1.    YES. Issuance of the subject FBNS constitutes the final decision of CIR that is appealable before the CTA.
  • Jurisdiction over the subject matter or nature of an action is fundamental for a court to act on a given controversy.  CTA being a court of special jurisdiction can take cognizance only of matters that are clearly within its jurisdiction.
  • Based on RA 1124, as amended by RA 9282 and Section 3 (a) (1), Rule 4 of the Revised Rules of the CTA, the jurisdiction of the CTA is not limited to decisions of the CIR involving disputed assessments.  The second part thereof also includes “other matters” arising under the NIRC or other laws administered by the BIR.  
    • Jurisdiction of the CTA to rule on “other matters arising under the NIRC or other laws administered by the BIR” include among others, the validity of the warrant of distraint and levy and waiver of statute of limitations.
    • Moreover, the term “other matters” pertain to matters directly related to disputed assessments or refunds or internal revenue taxes, fees or other charges, penalties imposed in relation thereto.
  • CIR v. Isabela Cultural Corporation (G.R. No. 135210, July 11, 2001):  FBNS which indicates that the taxpayer was being given "this LAST OPPORTUNITY" to pay; otherwise, its properties would be subjected to distraint and levy, constitutes the CIR’s final decision.

2.    NO. Section 11 of RA 1125 as amended, provides that any party adversely affected by a decision or ruling of the CIR may file an appeal with the CTA 30 days after the receipt of such decision or ruling.  Since FBNS was received on May 8, 2017, thus it has until June 7, 2017 or 30 days, to appeal and challenge its validity with the CTA.  Hence, May 15, 2017 was within the 30-day period.

3.    NO. Failure to strictly comply with the notice requirements prescribed under Section 228 of the NIRC of 1997, as amended, and RR No. 12-99 is tantamount to denial of due process.  
  • If there exists sufficient basis to assess the taxpayer, the CIR or his authorized representative is mandated to issue a PAN.  Thereafter, a formal letter of demand and an assessment notice shall be issued by the CIR or his duly authorized representative.  The use of the word “shall” in these legal provisions indicates the mandatory nature of the requirements laid down therein.  Thus, it is essential for CIR to establish and prove that the requisite assessment notices were fully served to the taxpayer within the prescription period. 
  • Tax assessment, due process requires that the taxpayer must actually receive the assessment.  
  • If the taxpayer denies having received the assessment notices, it is incumbent upon respondent to prove by competent evidence that the assessment notices were indeed received by the taxpayer.  
  • It is basic in the rule of evidence that bare allegations unsubstantiated by evidence, are not equivalent proof.  

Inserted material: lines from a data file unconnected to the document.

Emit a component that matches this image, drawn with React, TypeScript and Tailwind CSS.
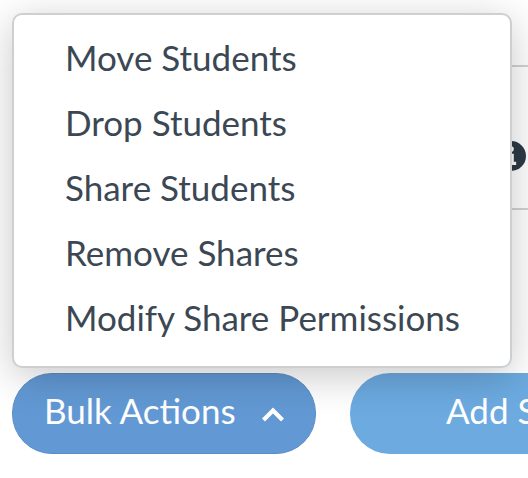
const menuItems = ["Move Students", "Drop Students", "Share Students", "Remove Shares", "Modify Share Permissions"]

function ChevronUp() {
  return (
    <svg width="26" height="16" viewBox="0 0 26 16" fill="none" className="ml-[24px] mt-[6px]">
      <path d="M3.5 14L13 4.500L22.500 14" stroke="white" strokeWidth="4.2" />
    </svg>
  )
}

export default function App() {
  return (
    <div className="relative h-[478px] w-[528px] overflow-hidden bg-white font-['Lato',sans-serif]">
      {/* table behind the menu */}
      <div className="flex h-[373px] flex-col items-end pt-[65px]">
        <div className="flex h-[145px] w-[60px] items-start justify-end border-y-2 border-[#d0d3d6] pt-[74px]">
          <svg width="30" height="30" viewBox="0 0 32 32" className="mr-[2px]">
            <circle cx="16" cy="16" r="16" fill="#2d3b45" />
            <circle cx="16" cy="8.500" r="3" fill="white" />
            <path d="M11 13.500h8V22h2.500v3.500H11V22h2.500v-5H11z" fill="white" />
          </svg>
        </div>
      </div>

      <div className="flex items-start gap-[34px] pl-[12px]">
        <button className="flex h-[81px] w-[304px] shrink-0 items-center rounded-[40px] border border-[#5a8ec6] bg-[#6299d4] pb-[6px] pl-[31px] text-[35px] text-white">
          Bulk Actions
          <ChevronUp />
        </button>
        <button className="h-[81px] w-[300px] shrink-0 rounded-[40px] bg-[#6caae0] pb-[6px] pl-[96px] text-left text-[35px] whitespace-nowrap text-white">
          Add Students
        </button>
      </div>

      {/* open dropdown */}
      <div className="absolute top-[13px] left-[12px] flex h-[355px] w-[500px] flex-col rounded-[10px] border-2 border-[#cdd0d3] bg-white pt-[10px] pl-[51px] shadow-[0_8px_40px_rgba(0,0,0,0.22)]">
        {menuItems.map((item) => (
          <div key={item} className="flex h-[65px] items-center text-[35px] text-[#3b4854]">
            {item}
          </div>
        ))}
      </div>
    </div>
  )
}
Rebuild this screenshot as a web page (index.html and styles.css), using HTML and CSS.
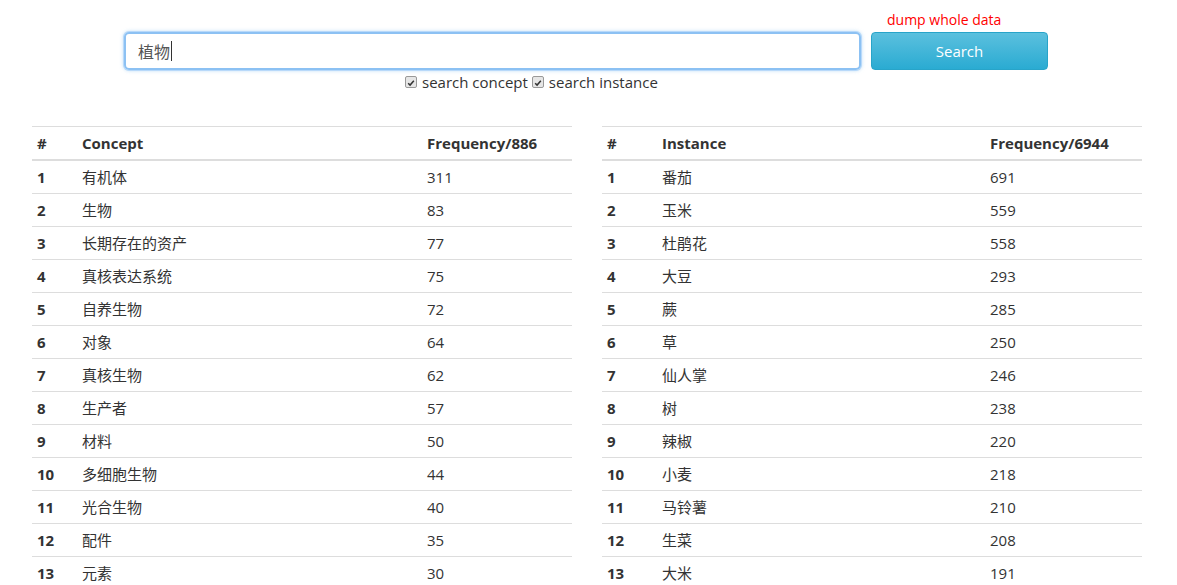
FILE: index.html
```html
<!DOCTYPE html>
<html lang="zh">
<head>
<meta charset="utf-8">
<title>Concept search</title>
<link rel="stylesheet" href="styles.css">
</head>
<body>
<div class="search-area">
  <div class="search-row">
    <div class="input-col">
      <div class="search-input">植物<span class="caret"></span></div>
    </div>
    <div class="button-col">
      <a class="dump-link" href="#">dump whole data</a>
      <button class="btn-search">Search</button>
    </div>
  </div>
  <div class="options">
    <label class="opt"><span class="check"><svg viewBox="0 0 12 12" width="12" height="12"><path d="M2.6 6.2 L4.9 8.5 L9.4 3.4" fill="none" stroke="#333" stroke-width="1.8"/></svg></span>search concept</label>
    <label class="opt"><span class="check"><svg viewBox="0 0 12 12" width="12" height="12"><path d="M2.6 6.2 L4.9 8.5 L9.4 3.4" fill="none" stroke="#333" stroke-width="1.8"/></svg></span>search instance</label>
  </div>
</div>
<div class="tables">
  <table class="result left">
    <thead><tr><th class="c-num">#</th><th class="c-name">Concept</th><th class="c-freq">Frequency/886</th></tr></thead>
    <tbody>
      <tr><th>1</th><td>有机体</td><td>311</td></tr>
      <tr><th>2</th><td>生物</td><td>83</td></tr>
      <tr><th>3</th><td>长期存在的资产</td><td>77</td></tr>
      <tr><th>4</th><td>真核表达系统</td><td>75</td></tr>
      <tr><th>5</th><td>自养生物</td><td>72</td></tr>
      <tr><th>6</th><td>对象</td><td>64</td></tr>
      <tr><th>7</th><td>真核生物</td><td>62</td></tr>
      <tr><th>8</th><td>生产者</td><td>57</td></tr>
      <tr><th>9</th><td>材料</td><td>50</td></tr>
      <tr><th>10</th><td>多细胞生物</td><td>44</td></tr>
      <tr><th>11</th><td>光合生物</td><td>40</td></tr>
      <tr><th>12</th><td>配件</td><td>35</td></tr>
      <tr><th>13</th><td>元素</td><td>30</td></tr>
    </tbody>
  </table>
  <table class="result right">
    <thead><tr><th class="c-num">#</th><th class="c-name">Instance</th><th class="c-freq">Frequency/6944</th></tr></thead>
    <tbody>
      <tr><th>1</th><td>番茄</td><td>691</td></tr>
      <tr><th>2</th><td>玉米</td><td>559</td></tr>
      <tr><th>3</th><td>杜鹃花</td><td>558</td></tr>
      <tr><th>4</th><td>大豆</td><td>293</td></tr>
      <tr><th>5</th><td>蕨</td><td>285</td></tr>
      <tr><th>6</th><td>草</td><td>250</td></tr>
      <tr><th>7</th><td>仙人掌</td><td>246</td></tr>
      <tr><th>8</th><td>树</td><td>238</td></tr>
      <tr><th>9</th><td>辣椒</td><td>220</td></tr>
      <tr><th>10</th><td>小麦</td><td>218</td></tr>
      <tr><th>11</th><td>马铃薯</td><td>210</td></tr>
      <tr><th>12</th><td>生菜</td><td>208</td></tr>
      <tr><th>13</th><td>大米</td><td>191</td></tr>
    </tbody>
  </table>
</div>
</body>
</html>
```
FILE: styles.css
```css
html { overflow: hidden; }
body {
  margin: 0;
  background: #fff;
  color: #333;
  font-family: "Open Sans", "Noto Sans CJK SC", sans-serif;
  font-size: 15px;
}
.search-area {
  padding-top: 10px;
}
.search-row {
  display: flex;
  padding-left: 124px;
  gap: 10px;
}
.input-col {
  padding-top: 22px;
}
.search-input {
  box-sizing: border-box;
  width: 737px;
  height: 38px;
  border: 2px solid #8cc1f3;
  border-radius: 5px;
  box-shadow: 0 0 0 1px rgba(180, 215, 250, 0.9), 0 0 4px rgba(102, 175, 233, 0.6);
  padding: 0 12px;
  display: flex;
  align-items: center;
  font-size: 16px;
  color: #555;
}
.caret {
  display: inline-block;
  width: 1px;
  height: 20px;
  background: #333;
  margin-left: 1px;
}
.button-col {
  display: flex;
  flex-direction: column;
  width: 177px;
}
.dump-link {
  display: block;
  height: 22px;
  line-height: 20px;
  padding-left: 16px;
  color: #f00;
  text-decoration: none;
  font-size: 14px;
}
.btn-search {
  box-sizing: border-box;
  height: 38px;
  width: 177px;
  border: 1px solid #28a4c9;
  border-radius: 4px;
  background: linear-gradient(#5bc0de, #2aabd2);
  color: #fff;
  font-family: inherit;
  font-size: 15px;
  padding: 0;
}
.options {
  display: flex;
  gap: 4px;
  padding-left: 405px;
  margin-top: 2px;
  height: 20px;
  align-items: center;
  color: #333;
}
.opt {
  display: flex;
  align-items: center;
  gap: 5px;
}
.check {
  box-sizing: border-box;
  width: 12px;
  height: 12px;
  border: 1px solid #999;
  border-radius: 2px;
  background: #e6e6e6;
  display: flex;
}
.check svg { display: block; }
.tables {
  display: flex;
  gap: 30px;
  padding-left: 32px;
  margin-top: 34px;
}
.result {
  width: 540px;
  border-collapse: collapse;
  border-spacing: 0;
}
.result th, .result td {
  padding: 5px;
  line-height: 22px;
  border-top: 1px solid #ddd;
  text-align: left;
  vertical-align: top;
}
.result th { font-weight: bold; }
.result thead th {
  border-bottom: 2px solid #ddd;
}
.left .c-num { width: 35px; }
.left .c-name { width: 335px; }
.right .c-num { width: 45px; }
.right .c-name { width: 318px; }
```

  • BIR was fully informed of the change in address in accordance to Section 11 of RR No. 12-8531.  Court notes that the new address was likewise indicated in the documents issued by the BIR in the BIR records.  Evidently, BIR had knowledge of the change of address and should have sent the PAN and FAN to its new address.  But, they were sent to the old address.  While it appears that BIR did indeed issued the assessment notices, it failed to present evidence to refute JLL’s claim that it did not receive said assessment notices.  Consequently, there was no valid service of assessment notices to petitioner.